There are different types of CeFi platforms in the world of crypto currencies, each of them has a different business model and responds to different laws depending on the location in which they are. Some focus more on the aspect of customer safety, others instead offer high returns against a monthly or annual block of customers investments… and so on… but more or less they offer the same type of service in terms of deposit of crypto currencies that may be volatile or stable and offer an annualized return (variable depending on the market situation).
How is it possible that by depositing our savings we can receive from 2% to 12% annualized (or even more) on our crypto from those businesses?
The answer is very simple, these companies use our funds, sometimes binding them for a period of at least 15 days, and use them to make their investments or more simply by lending large sums to large corporations or retail clients against a collateral. The loans and investments made by these CeFi platforms are at very low risk because backed by assets (such as NFTs) or crypto collateral and often on the platforms it is possible to see with extreme ease and transparency how our money are used to generate profit and therefore income for our portfolio.

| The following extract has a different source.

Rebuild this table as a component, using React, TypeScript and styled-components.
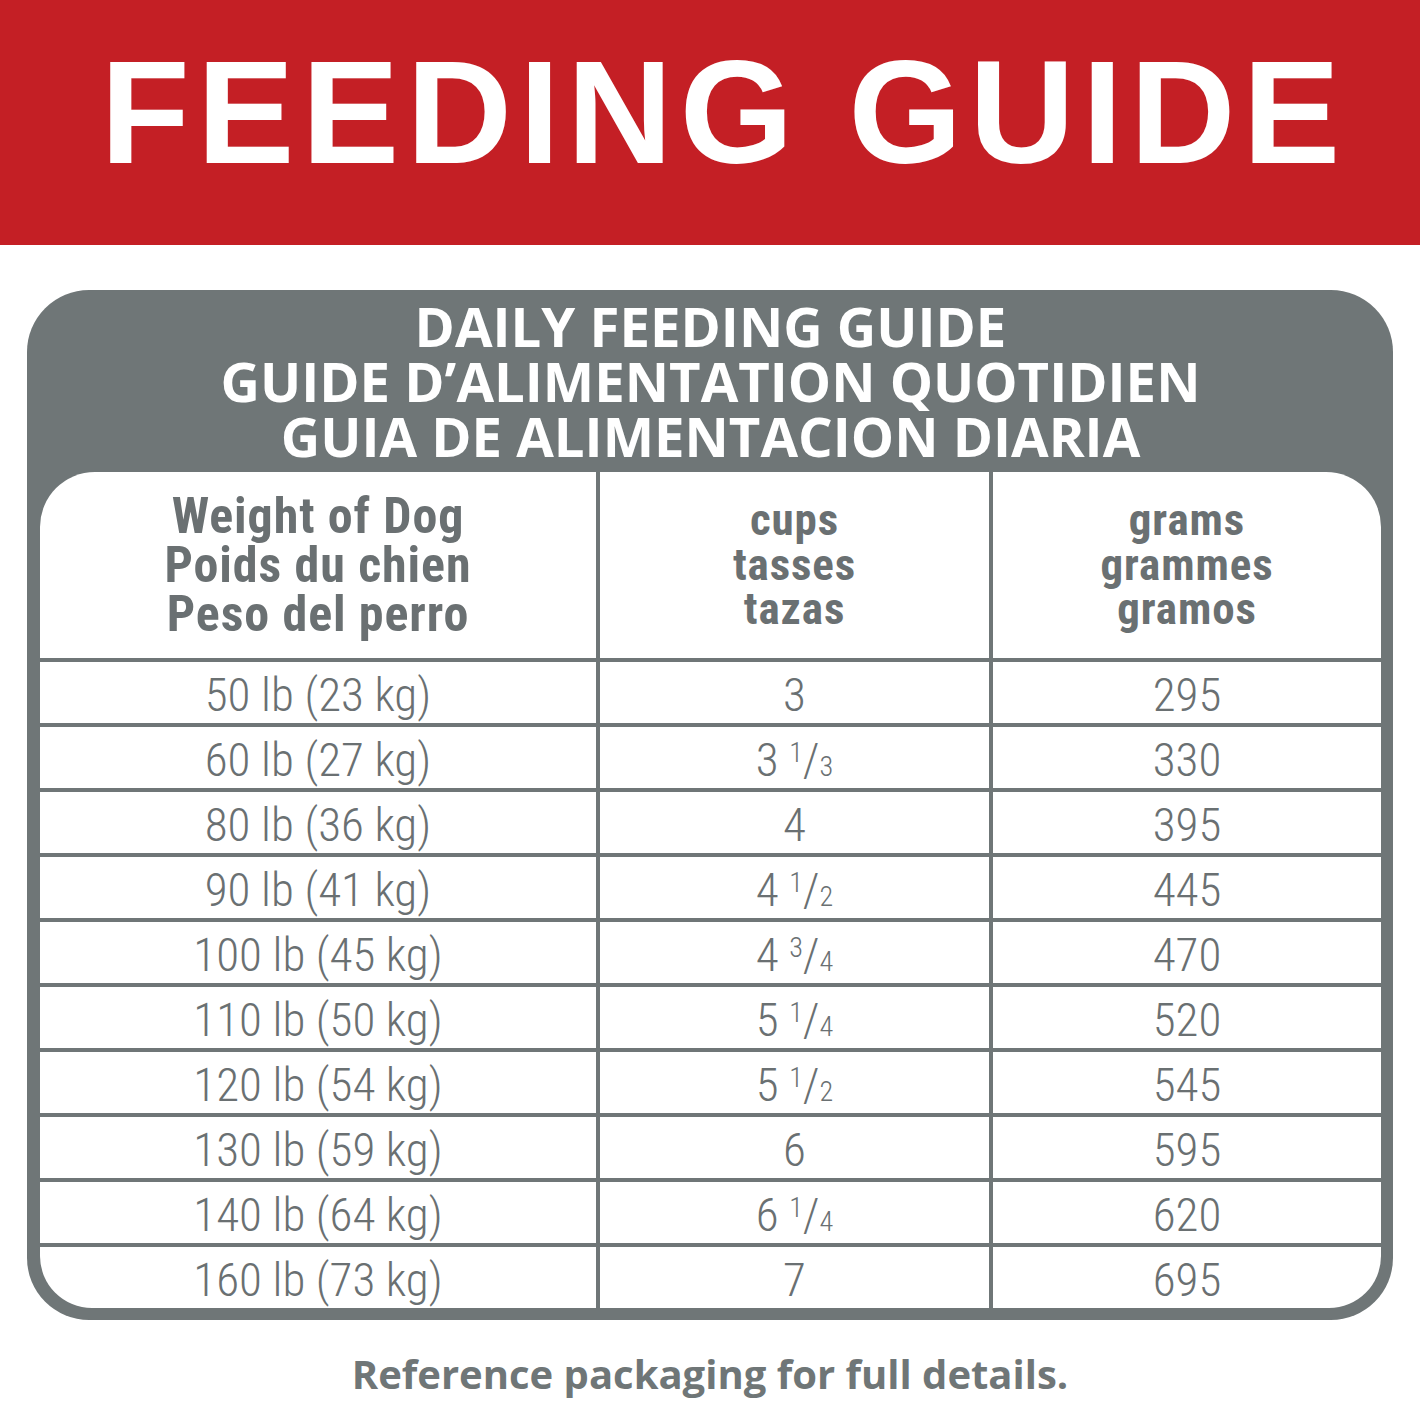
import React from "react";
import styled, { createGlobalStyle } from "styled-components";

const GlobalStyle = createGlobalStyle`
  html, body { margin: 0; padding: 0; background: #ffffff; }
  body { font-family: "Liberation Sans", Arial, sans-serif; }
`;

const GRAY = "#6f7677";
const TEXT = "#6a7072";
const RED = "#c41f25";

const Page = styled.div`
  width: 1420px;
  min-height: 1420px;
  background: #ffffff;
  display: flex;
  flex-direction: column;
`;

const Banner = styled.header`
  height: 245px;
  background: ${RED};
  display: flex;
  align-items: center;
  justify-content: center;
  padding: 0 0 20px 28px;
  box-sizing: border-box;
`;

const Title = styled.h1`
  margin: 0;
  font-family: "Liberation Sans", Arial, sans-serif;
  font-weight: 700;
  font-size: 146px;
  line-height: 1;
  letter-spacing: 7.3px;
  color: #ffffff;
`;

const Main = styled.main`
  padding: 45px 27px 0;
`;

const Panel = styled.section`
  background: ${GRAY};
  border-radius: 62px;
  padding: 0 12px 12px 13px;
`;

const PanelTitle = styled.div`
  height: 182px;
  display: flex;
  flex-direction: column;
  align-items: center;
  justify-content: center;
  font-family: "Open Sans", "Noto Sans", sans-serif;
  font-weight: 700;
  font-size: 54.5px;
  line-height: 55px;
  color: #ffffff;
  text-align: center;
  white-space: nowrap;
`;

const Table = styled.div`
  display: grid;
  grid-template-columns: 556px 389px 388px;
  grid-template-rows: 186px repeat(10, 61px);
  gap: 4px;
  background: ${GRAY};
  border-radius: 55px 55px 52px 52px;
`;

type Corner = "tl" | "tr" | "bl" | "br" | undefined;

const radiusFor = (c: Corner) => {
  switch (c) {
    case "tl":
      return "55px 0 0 0";
    case "tr":
      return "0 55px 0 0";
    case "bl":
      return "0 0 0 52px";
    case "br":
      return "0 0 52px 0";
    default:
      return "0";
  }
};

const Cell = styled.div<{ $corner?: Corner }>`
  background: #ffffff;
  display: flex;
  align-items: center;
  justify-content: center;
  border-radius: ${(p) => radiusFor(p.$corner)};
  color: ${TEXT};
  text-align: center;
`;

const HeadText = styled.div<{ $size: number; $lh: number }>`
  font-family: "Roboto Condensed", "DejaVu Sans Condensed", "Liberation Sans Narrow", "Roboto", sans-serif;
  font-weight: 700;
  font-size: ${(p) => p.$size}px;
  line-height: ${(p) => p.$lh}px;
  letter-spacing: 0.9px;
  white-space: nowrap;
`;

const DataText = styled.div`
  font-family: "Roboto Condensed", "Liberation Sans Narrow", "Roboto", sans-serif;
  font-weight: 300;
  font-size: 47px;
  line-height: 1;
  padding-top: 4px;
  white-space: nowrap;
`;

const Num = styled.span`
  font-size: 0.6em;
  vertical-align: 0.5em;
  line-height: 0;
`;

const Den = styled.span`
  font-size: 0.6em;
  line-height: 0;
`;

const Footer = styled.p`
  margin: 34px 0 0;
  text-align: center;
  font-family: "Open Sans", "Noto Sans", sans-serif;
  font-weight: 700;
  font-size: 40px;
  line-height: 40px;
  color: ${GRAY};
`;

const rows: [string, string, string, string][] = [
  ["50 lb (23 kg)", "3", "", "295"],
  ["60 lb (27 kg)", "3", "1/3", "330"],
  ["80 lb (36 kg)", "4", "", "395"],
  ["90 lb (41 kg)", "4", "1/2", "445"],
  ["100 lb (45 kg)", "4", "3/4", "470"],
  ["110 lb (50 kg)", "5", "1/4", "520"],
  ["120 lb (54 kg)", "5", "1/2", "545"],
  ["130 lb (59 kg)", "6", "", "595"],
  ["140 lb (64 kg)", "6", "1/4", "620"],
  ["160 lb (73 kg)", "7", "", "695"],
];

const Cups: React.FC<{ whole: string; frac: string }> = ({ whole, frac }) => {
  if (!frac) return <DataText>{whole}</DataText>;
  const [n, d] = frac.split("/");
  return (
    <DataText>
      {whole}{" "}
      <Num>{n}</Num>/<Den>{d}</Den>
    </DataText>
  );
};

export default function App() {
  return (
    <Page>
      <GlobalStyle />
      <Banner>
        <Title>FEEDING GUIDE</Title>
      </Banner>
      <Main>
        <Panel>
          <PanelTitle>
            <div>DAILY FEEDING GUIDE</div>
            <div>GUIDE D’ALIMENTATION QUOTIDIEN</div>
            <div>GUIA DE ALIMENTACION DIARIA</div>
          </PanelTitle>
          <Table>
            <Cell $corner="tl">
              <HeadText $size={50} $lh={49}>
                Weight of Dog
                <br />
                Poids du chien
                <br />
                Peso del perro
              </HeadText>
            </Cell>
            <Cell>
              <HeadText $size={45} $lh={44.5}>
                cups
                <br />
                tasses
                <br />
                tazas
              </HeadText>
            </Cell>
            <Cell $corner="tr">
              <HeadText $size={45} $lh={44.5}>
                grams
                <br />
                grammes
                <br />
                gramos
              </HeadText>
            </Cell>
            {rows.map((r, i) => {
              const last = i === rows.length - 1;
              return (
                <React.Fragment key={r[0]}>
                  <Cell $corner={last ? "bl" : undefined}>
                    <DataText>{r[0]}</DataText>
                  </Cell>
                  <Cell>
                    <Cups whole={r[1]} frac={r[2]} />
                  </Cell>
                  <Cell $corner={last ? "br" : undefined}>
                    <DataText>{r[3]}</DataText>
                  </Cell>
                </React.Fragment>
              );
            })}
          </Table>
        </Panel>
        <Footer>Reference packaging for full details.</Footer>
      </Main>
    </Page>
  );
}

We small investors can use various financial diversification strategies for our portfolio. So we can reduce the risks both at the crypto asset level and at the platform level by analyzing the market offer of the various centralized finance operators in the world of crypto and find the best returns (also called as Yield or Yield Farming) while at the same time focusing on security of our investments. Unlike the DeFi (Decentralized finance or rather in simple words a community finance system not controlled by one or a few individuals) platforms, which we will discuss on another occasion, our final returns will be lower but more secure because most of the CeFi platforms being managed by large companies have insurance and cyber security systems in place to be able to protect themselves and our funds.
By investing in different platforms it is therefore possible to diversify risk, access new investement opportunities and earn a passive return (albeit modest compared to DeFI but higher than traditional finance or banking systems) investing in a simple and safe way.
As mentioned previously there are different types of platforms, each has its own economy and internal management that allows them to manage funds. Most of the time these platforms are supported by a native crypto token that allows them to offer on that an high returns to customers and at the same time access to financing capital from investors, as if it was a stock of traditional markets.